* **Work to be completed**: Copy out the data below as written; omit any images.
_____
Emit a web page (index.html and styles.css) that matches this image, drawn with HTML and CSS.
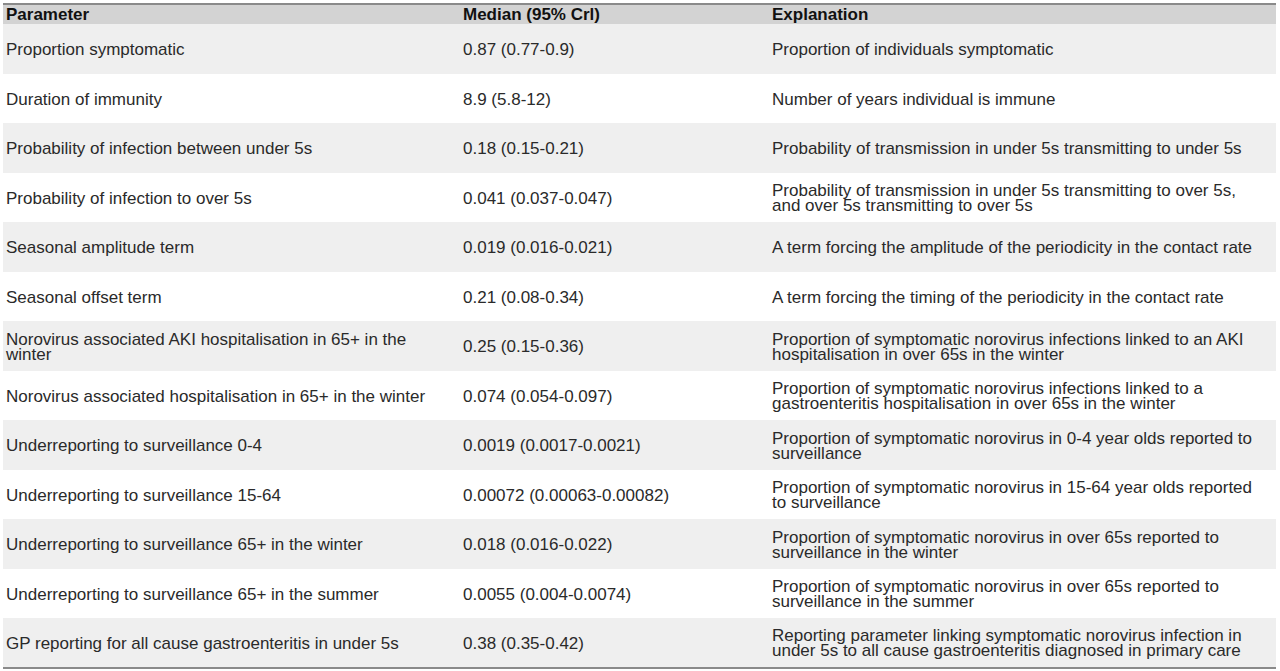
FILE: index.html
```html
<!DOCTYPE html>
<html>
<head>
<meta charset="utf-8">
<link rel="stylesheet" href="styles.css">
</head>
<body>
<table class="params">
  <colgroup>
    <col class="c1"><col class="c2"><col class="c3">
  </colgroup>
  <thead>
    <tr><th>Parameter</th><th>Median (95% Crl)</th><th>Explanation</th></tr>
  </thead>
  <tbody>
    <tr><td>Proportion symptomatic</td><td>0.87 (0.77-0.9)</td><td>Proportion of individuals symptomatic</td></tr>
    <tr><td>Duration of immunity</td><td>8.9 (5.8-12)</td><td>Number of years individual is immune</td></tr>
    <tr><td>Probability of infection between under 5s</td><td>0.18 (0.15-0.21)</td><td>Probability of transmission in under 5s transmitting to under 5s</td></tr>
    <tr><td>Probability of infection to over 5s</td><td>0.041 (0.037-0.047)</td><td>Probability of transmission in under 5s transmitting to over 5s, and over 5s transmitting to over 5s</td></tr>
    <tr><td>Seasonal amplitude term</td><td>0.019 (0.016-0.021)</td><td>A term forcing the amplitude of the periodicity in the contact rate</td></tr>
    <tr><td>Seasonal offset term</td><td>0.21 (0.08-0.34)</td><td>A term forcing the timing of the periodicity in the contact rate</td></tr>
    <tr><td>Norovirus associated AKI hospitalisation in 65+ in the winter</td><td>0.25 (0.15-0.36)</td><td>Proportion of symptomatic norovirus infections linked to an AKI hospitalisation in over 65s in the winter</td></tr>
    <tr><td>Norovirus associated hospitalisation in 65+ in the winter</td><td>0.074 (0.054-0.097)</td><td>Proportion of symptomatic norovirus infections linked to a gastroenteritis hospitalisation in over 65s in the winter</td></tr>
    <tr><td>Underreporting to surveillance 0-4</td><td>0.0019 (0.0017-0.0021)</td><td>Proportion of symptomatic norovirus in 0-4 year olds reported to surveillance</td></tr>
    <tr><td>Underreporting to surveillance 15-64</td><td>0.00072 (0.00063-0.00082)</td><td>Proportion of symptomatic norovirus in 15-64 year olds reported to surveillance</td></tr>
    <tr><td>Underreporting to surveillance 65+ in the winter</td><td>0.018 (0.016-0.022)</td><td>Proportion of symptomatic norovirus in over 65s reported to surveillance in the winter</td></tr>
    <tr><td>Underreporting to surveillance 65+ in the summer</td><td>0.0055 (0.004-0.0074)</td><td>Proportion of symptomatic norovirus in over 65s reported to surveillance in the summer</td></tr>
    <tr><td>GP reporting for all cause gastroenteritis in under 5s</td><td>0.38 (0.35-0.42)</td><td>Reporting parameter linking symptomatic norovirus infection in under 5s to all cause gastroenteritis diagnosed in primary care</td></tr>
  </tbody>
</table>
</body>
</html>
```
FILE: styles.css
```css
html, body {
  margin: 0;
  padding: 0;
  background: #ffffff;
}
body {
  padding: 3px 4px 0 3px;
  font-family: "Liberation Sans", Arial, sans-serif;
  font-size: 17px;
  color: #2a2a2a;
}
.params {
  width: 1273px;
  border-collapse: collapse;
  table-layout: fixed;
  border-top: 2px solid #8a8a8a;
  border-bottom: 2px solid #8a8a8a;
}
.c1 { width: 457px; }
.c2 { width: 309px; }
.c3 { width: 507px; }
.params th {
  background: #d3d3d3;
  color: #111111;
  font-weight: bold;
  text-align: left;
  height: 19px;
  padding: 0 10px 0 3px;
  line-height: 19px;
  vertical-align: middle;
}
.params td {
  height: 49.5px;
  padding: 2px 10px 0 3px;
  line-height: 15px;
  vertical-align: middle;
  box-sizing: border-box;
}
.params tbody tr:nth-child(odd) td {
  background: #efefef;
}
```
_____
* **Worked solution**:
Emit a web page (index.html and styles.css) that matches this image, drawn with HTML and CSS.
FILE: index.html
```html
<!DOCTYPE html>
<html>
<head>
<meta charset="utf-8">
<link rel="stylesheet" href="styles.css">
</head>
<body>
<table class="params">
  <colgroup>
    <col class="c1"><col class="c2"><col class="c3">
  </colgroup>
  <thead>
    <tr><th>Parameter</th><th>Median (95% Crl)</th><th>Explanation</th></tr>
  </thead>
  <tbody>
    <tr><td>Proportion symptomatic</td><td>0.87 (0.77-0.9)</td><td>Proportion of individuals symptomatic</td></tr>
    <tr><td>Duration of immunity</td><td>8.9 (5.8-12)</td><td>Number of years individual is immune</td></tr>
    <tr><td>Probability of infection between under 5s</td><td>0.18 (0.15-0.21)</td><td>Probability of transmission in under 5s transmitting to under 5s</td></tr>
    <tr><td>Probability of infection to over 5s</td><td>0.041 (0.037-0.047)</td><td>Probability of transmission in under 5s transmitting to over 5s, and over 5s transmitting to over 5s</td></tr>
    <tr><td>Seasonal amplitude term</td><td>0.019 (0.016-0.021)</td><td>A term forcing the amplitude of the periodicity in the contact rate</td></tr>
    <tr><td>Seasonal offset term</td><td>0.21 (0.08-0.34)</td><td>A term forcing the timing of the periodicity in the contact rate</td></tr>
    <tr><td>Norovirus associated AKI hospitalisation in 65+ in the winter</td><td>0.25 (0.15-0.36)</td><td>Proportion of symptomatic norovirus infections linked to an AKI hospitalisation in over 65s in the winter</td></tr>
    <tr><td>Norovirus associated hospitalisation in 65+ in the winter</td><td>0.074 (0.054-0.097)</td><td>Proportion of symptomatic norovirus infections linked to a gastroenteritis hospitalisation in over 65s in the winter</td></tr>
    <tr><td>Underreporting to surveillance 0-4</td><td>0.0019 (0.0017-0.0021)</td><td>Proportion of symptomatic norovirus in 0-4 year olds reported to surveillance</td></tr>
    <tr><td>Underreporting to surveillance 15-64</td><td>0.00072 (0.00063-0.00082)</td><td>Proportion of symptomatic norovirus in 15-64 year olds reported to surveillance</td></tr>
    <tr><td>Underreporting to surveillance 65+ in the winter</td><td>0.018 (0.016-0.022)</td><td>Proportion of symptomatic norovirus in over 65s reported to surveillance in the winter</td></tr>
    <tr><td>Underreporting to surveillance 65+ in the summer</td><td>0.0055 (0.004-0.0074)</td><td>Proportion of symptomatic norovirus in over 65s reported to surveillance in the summer</td></tr>
    <tr><td>GP reporting for all cause gastroenteritis in under 5s</td><td>0.38 (0.35-0.42)</td><td>Reporting parameter linking symptomatic norovirus infection in under 5s to all cause gastroenteritis diagnosed in primary care</td></tr>
  </tbody>
</table>
</body>
</html>
```
FILE: styles.css
```css
html, body {
  margin: 0;
  padding: 0;
  background: #ffffff;
}
body {
  padding: 3px 4px 0 3px;
  font-family: "Liberation Sans", Arial, sans-serif;
  font-size: 17px;
  color: #2a2a2a;
}
.params {
  width: 1273px;
  border-collapse: collapse;
  table-layout: fixed;
  border-top: 2px solid #8a8a8a;
  border-bottom: 2px solid #8a8a8a;
}
.c1 { width: 457px; }
.c2 { width: 309px; }
.c3 { width: 507px; }
.params th {
  background: #d3d3d3;
  color: #111111;
  font-weight: bold;
  text-align: left;
  height: 19px;
  padding: 0 10px 0 3px;
  line-height: 19px;
  vertical-align: middle;
}
.params td {
  height: 49.5px;
  padding: 2px 10px 0 3px;
  line-height: 15px;
  vertical-align: middle;
  box-sizing: border-box;
}
.params tbody tr:nth-child(odd) td {
  background: #efefef;
}
```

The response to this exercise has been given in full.